We used this optimization in a large number of data processing jobs. We were able to obtain significant efficiency improvements as a result of its use. Figure 3 shows the resultant comparison.
There are two main categories of benefits:
Runtime resource usage reduction
- Lower CPU cycles are needed because we do not spend cycles deserializing fields that would never be used.
- Garbage collection pressure is reduced because we do not unnecessarily allocate unused fields.
Persistent storage reduction
- When the initial job uses partial deserialization and passes along the results to the next job in sequence, much less intermediate storage is used.
Although we have already realized significant savings using this optimization, we are exploring additional enhancements:
- Contribute the enhancements back to the community: We’re looking into ways to bring these benefits to the larger community outside of Pinterest.
- Broaden the scope of applications: Currently we use this optimization in MapReduce-based jobs and Flink jobs. We are exploring broadening that scope to include Spark, Spark SQL, and some online services.
- Further improvements in deserialization efficiency: Additional efficiencies can be realized by modifying the scrooge generated Java/Scala code, which is friendlier to partial deserialization. We expect an additional 10~20% reduction in CPU usage as a result.

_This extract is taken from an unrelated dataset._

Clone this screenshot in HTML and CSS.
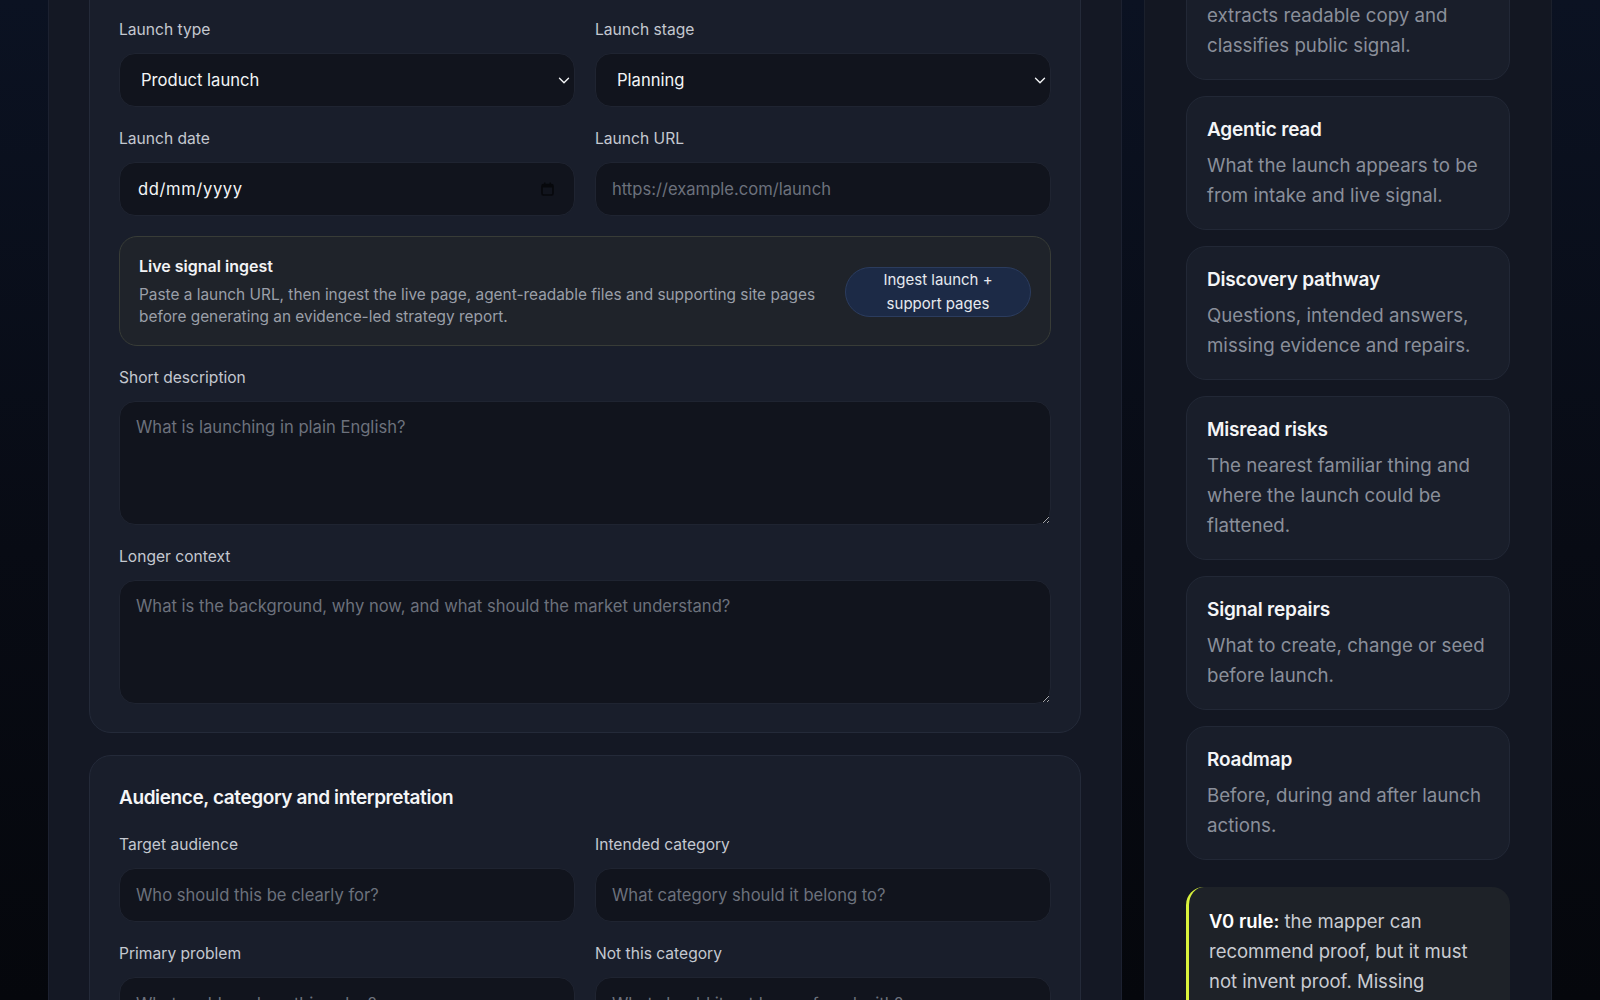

- Improved Thrift field access tracking: The current method we use for field access tracking has a number of limitations. We are considering a radical new approach that will not only make access tracking simpler but also much more efficient.
- On demand partial deserialization: Currently, one has to have prior knowledge of the fields to deserialize in order to initialize the partial deserializer. We are exploring some potential ways that do not require that prior knowledge. That is, the newer implementation will learn on the fly about the access pattern. It will make use of this knowledge to tune its deserialization efficiency.